Is it already the preliminary sign of a persecution complex if I take along on a trip twelve of my special mother-of-pearl shirt buttons, just in case? This premonition of a possible catastrophe concerning my perfectly flawless brand new shirt?! In any case, the brain that does not concern itself under such circumstances with this distressing eventuality is the healthier one, the less irritable, the less upsetable by life’s little ups and downs.
The obsession with “possible unpleasantries in the coming days” is indeed a consequence of persecution complex, weakening our resilience for life. Consequently every truly discerning soul suffers from persecution complex. He is always and in every situation a profound pessimist. Only in this way does he compel himself to elude conceivable perils. He need not dwell on fortuitous events. They happen by themselves. But to smell the pitfalls in every affair, that’s the important thing and that at the same time is what makes you mentally imbalanced!
“To step with the left foot on every sewer grating brings good luck, avoids bad luck. I don’t really believe in it. But what does it cost me to do it?! From that moment on, you’re in the snare of that unlikely trap. For if but once you fail to follow the rule, you will relentlessly trace each and every misfortune that befalls you back to that lapse. That’s why you concentrate with an almost feverish frenzy to make sure to tread on every sewer grating with your left foot. But this, in turn, makes you irritable, nervous, consumed by the fear that you might, nevertheless, if but once, have missed a grating. You put yourself to the test, try intentionally to overstep a grating, and soon enough you’re consumed by a curious disquiet, uncertainty; you reproach yourself, bemoan — the slightest mishap, and there you have the pernicious “logical consequence”! If only I’d stepped on the sewer grating with my left foot!

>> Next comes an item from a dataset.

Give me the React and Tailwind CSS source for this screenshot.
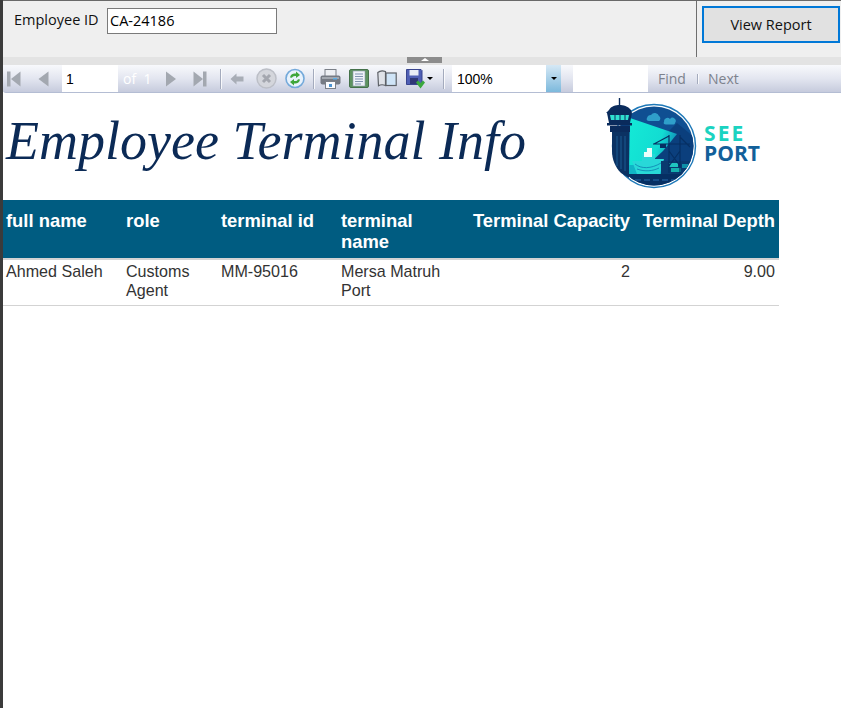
const COLUMNS = [
  { key: 'name', label: 'full name', width: 'w-[120px]', pad: 'pr-[4px]' },
  { key: 'role', label: 'role', width: 'w-[95px]', pad: 'pr-[4px]' },
  { key: 'id', label: 'terminal id', width: 'w-[120px]', pad: 'pr-[4px]' },
  { key: 'terminal', label: 'terminal name', width: 'w-[132px]', pad: 'pr-[14px]' },
  { key: 'capacity', label: 'Terminal Capacity', width: 'w-[164px]', pad: 'pr-[4px]', right: true },
  { key: 'depth', label: 'Terminal Depth', width: 'w-[145px]', pad: 'pr-[4px]', right: true },
]

const ROW = {
  name: 'Ahmed Saleh',
  role: 'Customs Agent',
  id: 'MM-95016',
  terminal: 'Mersa Matruh Port',
  capacity: '2',
  depth: '9.00',
}

function Separator({ className = '' }) {
  return <div className={`w-[2px] h-[20px] shrink-0 border-l border-[#a4abbd] bg-white/80 ${className}`} />
}

function FirstIcon() {
  return (
    <svg width="14" height="16" viewBox="0 0 14 16" className="ml-[4px] shrink-0">
      <rect x="0" y="0.5" width="3.5" height="15" fill="#a3a8b0" />
      <path d="M13.5 0.5V15.5L4 8Z" fill="#a3a8b0" />
    </svg>
  )
}

function PrevIcon() {
  return (
    <svg width="11" height="16" viewBox="0 0 11 16" className="ml-[17px] shrink-0">
      <path d="M10.5 0.5V15.5L0.5 8Z" fill="#a3a8b0" />
    </svg>
  )
}

function NextIcon() {
  return (
    <svg width="10" height="16" viewBox="0 0 10 16" className="ml-[13px] shrink-0">
      <path d="M0 0.5V15.5L10 8Z" fill="#a3a8b0" />
    </svg>
  )
}

function LastIcon() {
  return (
    <svg width="14" height="16" viewBox="0 0 14 16" className="ml-[17px] shrink-0">
      <path d="M0.5 0.5V15.5L10 8Z" fill="#a3a8b0" />
      <rect x="10" y="0.5" width="3.5" height="15" fill="#a3a8b0" />
    </svg>
  )
}

function BackIcon() {
  return (
    <svg width="14" height="12" viewBox="0 0 14 12" className="ml-[8px] shrink-0">
      <path d="M0.5 6L6.5 0.5V3.5H13.5V8.5H6.5V11.5Z" fill="#a8adb6" />
    </svg>
  )
}

function StopIcon() {
  return (
    <svg width="21" height="21" viewBox="0 0 21 21" className="ml-[12px] shrink-0">
      <circle cx="10.500" cy="10.500" r="9.500" fill="#d4d6dc" stroke="#bcbfc7" strokeWidth="1.500" />
      <path d="M7 7L14 14M14 7L7 14" stroke="#a4a7af" strokeWidth="3" />
    </svg>
  )
}

function RefreshIcon() {
  return (
    <svg width="20" height="21" viewBox="0 0 20 21" className="ml-[8px] shrink-0">
      <circle cx="10" cy="10.500" r="9" fill="#e8f2fc" stroke="#73a9da" strokeWidth="1.600" />
      <path d="M5 9.500C5.500 6.500 8 5 11 5.600V3.500L15 7L11 10V8C9 7.600 7.600 8.300 7 9.800Z" fill="#3ea63a" />
      <path d="M15 11.500C14.500 14.500 12 16 9 15.400V17.500L5 14L9 11V13C11 13.400 12.400 12.700 13 11.200Z" fill="#3ea63a" />
    </svg>
  )
}

function PrintIcon() {
  return (
    <svg width="21" height="20" viewBox="0 0 21 20" className="ml-[5px] shrink-0">
      <rect x="5" y="0.500" width="11" height="7" fill="#eef0f4" stroke="#7b8088" />
      <rect x="0.500" y="6.500" width="20" height="9" rx="2" fill="#767b84" />
      <rect x="2" y="8" width="17" height="2" fill="#a3a8b0" />
      <rect x="13" y="9" width="4" height="1.500" fill="#5fb0e8" />
      <rect x="5.500" y="12.500" width="10" height="7" fill="#fbfcfe" stroke="#7b8088" />
      <rect x="9" y="15" width="3" height="3" fill="#4c93d0" />
    </svg>
  )
}

function PageIcon() {
  return (
    <svg width="20" height="19" viewBox="0 0 20 19" className="ml-[8px] shrink-0">
      <rect x="0.500" y="0.500" width="19" height="18" rx="1.500" fill="#5d9360" stroke="#44714a" />
      <rect x="4" y="2" width="12" height="15" fill="#eef2f8" stroke="#8a97a8" strokeWidth="0.600" />
      <path d="M6 5H14M6 7.500H14M6 10H14M6 12.500H14M6 15H12" stroke="#7f93b0" strokeWidth="1" />
    </svg>
  )
}

function BookIcon() {
  return (
    <svg width="20" height="17" viewBox="0 0 20 17" className="ml-[8px] shrink-0">
      <path d="M0.800 2.500C3 0.500 6 0.500 8.500 1.500V15.500C6 14.500 3.500 14.500 1.500 15.800Z" fill="#dfe2e8" stroke="#5d6167" strokeWidth="1.200" />
      <rect x="9" y="3" width="10.200" height="12.500" fill="#cfe4f7" stroke="#5d6167" strokeWidth="1.200" />
    </svg>
  )
}

function SaveIcon() {
  return (
    <svg width="20" height="20" viewBox="0 0 20 20" className="ml-[9px] shrink-0">
      <path d="M0.500 0.500H15L16 1.500V15.500H0.500Z" fill="#4f5fb5" stroke="#39458f" />
      <rect x="3.500" y="1" width="9" height="5.500" fill="#e8ecf6" />
      <rect x="4" y="9" width="8" height="6" fill="#2e3775" />
      <path d="M10 13.500L12 11.500L14.500 14L17 11.500L19 13.500L14.500 19.500Z" fill="#3aa83c" />
    </svg>
  )
}

function Caret({ className = '' }) {
  return <div className={`w-0 h-0 shrink-0 border-x-[3px] border-x-transparent border-t-[3px] border-t-black ${className}`} />
}

function Logo() {
  return (
    <svg width="100" height="94" viewBox="604 95 100 94" className="shrink-0">
      <defs>
        <clipPath id="disc">
          <circle cx="655" cy="145" r="39.500" />
        </clipPath>
        <linearGradient id="beam" x1="0" y1="0" x2="1" y2="0.400">
          <stop offset="0" stopColor="#14ead6" />
          <stop offset="0.700" stopColor="#12dcd2" />
          <stop offset="1" stopColor="#0f8fb8" />
        </linearGradient>
      </defs>
      <circle cx="655" cy="145" r="41.500" fill="#fff" stroke="#1d78b8" strokeWidth="1.400" />
      <g clipPath="url(#disc)">
        <rect x="612" y="103" width="88" height="88" fill="#0f4f92" />
        <path d="M660 140L678 122L700 140V175H650Z" fill="#0b3f7d" />
        <path d="M631 117L678 133L664 150L640 172H630Z" fill="url(#beam)" />
        <path d="M630 164H662V173H630Z" fill="#10b4c6" />
        <path d="M633 160H643V153H647V147H652V153H656V158H665L661 173H638Z" fill="#28d8d8" />
        <path d="M648 147H653V156H645V151H648Z" fill="#eafffb" />
        <path d="M636 163C642 168 652 168 662 162M638 168C646 171 654 170 660 167" stroke="#0f7fb0" strokeWidth="0.800" fill="none" />
        <rect x="662" y="160" width="32" height="16" fill="#0a3a70" />
        <rect x="670" y="162" width="9" height="4" fill="#1fc6c0" />
        <rect x="672" y="167" width="10" height="4" fill="#15b0ae" />
        <rect x="683" y="163" width="7" height="4" fill="#0f8fa8" />
        <path d="M620 173H700V191H620Z" fill="#062f63" />
        <path d="M636 179H690" stroke="#2a72b6" strokeWidth="0.900" strokeDasharray="6 3" />
      </g>
      <path d="M654 143H691M670 134V172M681 134V172M670 135L655 143M681 136L691 146M670 150L681 165M681 150L670 165" stroke="#062f63" strokeWidth="1.200" fill="none" />
      <rect x="661" y="143" width="6" height="4" fill="#062f63" />
      <path d="M648 117A4 4 0 0 1 652 114A4.500 4.500 0 0 1 660 115A3 3 0 0 1 660 120H650C648 120 647 118.500 648 117Z" fill="#2f9fca" />
      <path d="M665 121A3.500 3.500 0 0 1 671 118A3 3 0 0 1 676 122C676 123 675 123.500 674 123.500H667C665 123.500 664 122 665 121Z" fill="#2f9fca" />
      <path d="M620.500 97V104" stroke="#0a2b5c" strokeWidth="1.400" />
      <path d="M610 109C612 105 617 104 620.500 104C624 104 629 105 632 109L633 112H607Z" fill="#0a2b5c" />
      <path d="M608 112H633L631 122H610Z" fill="#0a2b5c" />
      <path d="M611 114H630L629 119H612Z" fill="#30e0d0" />
      <path d="M616 114V119M621 114V119M626 114V119" stroke="#0a2b5c" strokeWidth="1" />
      <rect x="608" y="122" width="25" height="2.500" fill="#0a2b5c" />
      <rect x="611" y="125" width="20" height="6" fill="#0a2b5c" />
      <path d="M613 131H630V177L622 172C616 166 613 158 613 150Z" fill="#0b3263" />
      <path d="M618 135V165M622 135V168M626 135V170" stroke="#1e659e" strokeWidth="0.800" />
    </svg>
  )
}

export default function App() {
  return (
    <div className="w-[841px] h-[708px] overflow-hidden bg-white flex font-['Liberation_Sans',sans-serif]">
      <div className="w-[3px] shrink-0 bg-[#3b3b3b]" />
      <div className="flex-1 flex flex-col min-w-0">
        {/* parameter area */}
        <div className="h-[1px] bg-[#696969]" />
        <div className="h-[56px] bg-[#efefef] flex font-['Open_Sans',sans-serif]">
          <div className="w-[693px] flex items-start">
            <label className="ml-[11px] mt-[9px] w-[93px] text-[14.5px] leading-[20px] text-[#111] whitespace-nowrap">Employee ID</label>
            <div className="mt-[7px] w-[170px] h-[26px] border border-[#7a7a7a] bg-white px-[2px] text-[14.5px] leading-[24px] text-black">
              CA-24186
            </div>
          </div>
          <div className="flex-1 border-l border-[#6e6e6e] pl-[5px] pt-[5px]">
            <button className="w-[138px] h-[37px] border-2 border-[#0078d7] bg-[#e1e1e1] text-[14.5px] text-[#111]">
              View Report
            </button>
          </div>
        </div>

        {/* collapse splitter */}
        <div className="h-[8px] bg-[#e3e3e3] pl-[404px]">
          <div className="w-[35px] h-[6px] bg-[#8c8c8c] flex justify-center pt-[1px]">
            <div className="w-0 h-0 border-x-[4px] border-x-transparent border-b-[3px] border-b-white" />
          </div>
        </div>

        {/* toolbar */}
        <div className="h-[28px] flex items-center rounded-bl-[3px] border-b border-[#b4bdd3] bg-gradient-to-b from-[#f8f9fc] via-[#e3e6f0] to-[#c6cbdd] text-[14px] font-['Open_Sans',sans-serif]">
          <FirstIcon />
          <PrevIcon />
          <div className="ml-[13px] w-[56px] h-full bg-white px-[4px] leading-[28px] text-black shrink-0 font-['Liberation_Sans',sans-serif]">1</div>
          <span className="ml-[5px] w-[30px] shrink-0 text-white whitespace-nowrap">of&nbsp;&nbsp;1</span>
          <NextIcon />
          <LastIcon />
          <Separator className="ml-[13px]" />
          <BackIcon />
          <StopIcon />
          <RefreshIcon />
          <Separator className="ml-[8px]" />
          <PrintIcon />
          <PageIcon />
          <BookIcon />
          <SaveIcon />
          <Caret className="ml-[1px]" />
          <Separator className="ml-[10px]" />
          <div className="ml-[7px] w-[94px] h-full bg-white px-[5px] leading-[28px] text-black shrink-0 font-['Liberation_Sans',sans-serif]">100%</div>
          <div className="w-[15px] h-full shrink-0 flex items-center justify-center bg-gradient-to-b from-[#d5e8f5] to-[#7cb9dc]">
            <Caret />
          </div>
          <div className="ml-[12px] w-[75px] h-full bg-white shrink-0" />
          <span className="ml-[10px] w-[28px] text-[#7d828d]">Find</span>
          <div className="ml-[11px] w-[2px] h-[10px] shrink-0 border-l border-[#a4abbd] bg-white/80" />
          <span className="ml-[9px] text-[#7d828d]">Next</span>
        </div>

        {/* report body */}
        <div className="w-[776px] flex items-start justify-between h-[107px]">
          <h1 className="ml-[3px] mt-[16px] font-['Liberation_Serif',serif] italic font-normal text-[54px] leading-[64px] text-[#0b2a56] whitespace-nowrap">
            Employee Terminal Info
          </h1>
          <div className="flex items-center mr-[19px] mt-[3px]">
            <Logo />
            <div className="ml-[1px] font-['Open_Sans',sans-serif] font-bold text-[21px] leading-[20px]">
              <div className="text-[#1bd3c1] tracking-[2px]">SEE</div>
              <div className="text-[#12609a]">PORT</div>
            </div>
          </div>
        </div>

        <table className="w-[776px] table-fixed border-collapse text-[16.1px] leading-[19px]">
          <thead>
            <tr className="bg-[#005c81] text-white h-[59px] border-b-2 border-[#d3d3d3]">
              {COLUMNS.map((col) => (
                <th
                  key={col.key}
                  className={`${col.width} ${col.pad} align-top pt-[10px] pl-[3px] font-bold text-[18.4px] leading-[21px] ${col.right ? 'text-right whitespace-nowrap' : 'text-left'}`}
                >
                  {col.label}
                </th>
              ))}
            </tr>
          </thead>
          <tbody>
            <tr className="h-[46px] border-b border-[#d3d3d3] text-[#333]">
              {COLUMNS.map((col) => (
                <td
                  key={col.key}
                  className={`${col.pad} align-top pt-[2px] pl-[3px] ${col.right ? 'text-right' : 'text-left'}`}
                >
                  {ROW[col.key]}
                </td>
              ))}
            </tr>
          </tbody>
        </table>
      </div>
    </div>
  )
}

With every woman of whom you’re sincerely fond you run a billion risks at every hour of losing her for whatever reason. But the man not inclined to persecution complex, that is, the idiot, the nincompoop, doesn’t sense the danger, it does not enter his clear consciousness. He is blessed with the good luck, the healthy disposition to suffer an eventual catastrophe when it comes, but not the imperceptible and, therefore, all the more awful, things leading up to it. Any man not prone to a “persecution complex” in regard to a beloved never for a moment actually truly loved that person!
An old lady once said to me: “I am compelled from year to year to follow the solemn dictates of religion all the more strictly. For the closer I find myself to the final reckoning the more I fear it!”
Religion is a kind of “ideal application” of persecution complex on the human nerves!
I once said to a businessman: “You shouldn’t overextend your business out into the sticks, it’s financially dangerous, risky—.” Whereupon he replied: “But our whole business depends on that. You’ve just got to have the nerves to tough it out—.”
A year later he went bust. I reminded him of our conversation. Then he said to me: “You were right. But if I’d followed your advice I’d have gone bust long before!”
“My dear friend, you really ought not to leave your lovely young wife alone so long in the country—.”
“You’re right; but if I didn’t let her go I’d lose her all the sooner—!”
Persecution complex, in any case, has one advantage, at least you can’t accuse yourself of having been “a dunce.” And in these tough times that’s not something to sneeze at!
Perhaps the intellectual assurance of being able to avoid certain dangers in life provides a greater happiness than the heroism of leaping head-first into life and courting one’s imminent demise! Heroism and persecution complex are the absolute opposites. The one heeds nothing, the other everything! The one sees victories everywhere, the other nothing but defeats. The one is a nincompoop and the other is a wise man! But can the wise man ever really be unhappy and the nincompoop ever really happy?!?
Persecution complex within reason is the capacity to foresee coming misfortune and the capacity by the force of intelligence, wherever possible, to avoid it! The opposite of that is the certainty of stupidity, that is one’s so-called “quiet good fortune!”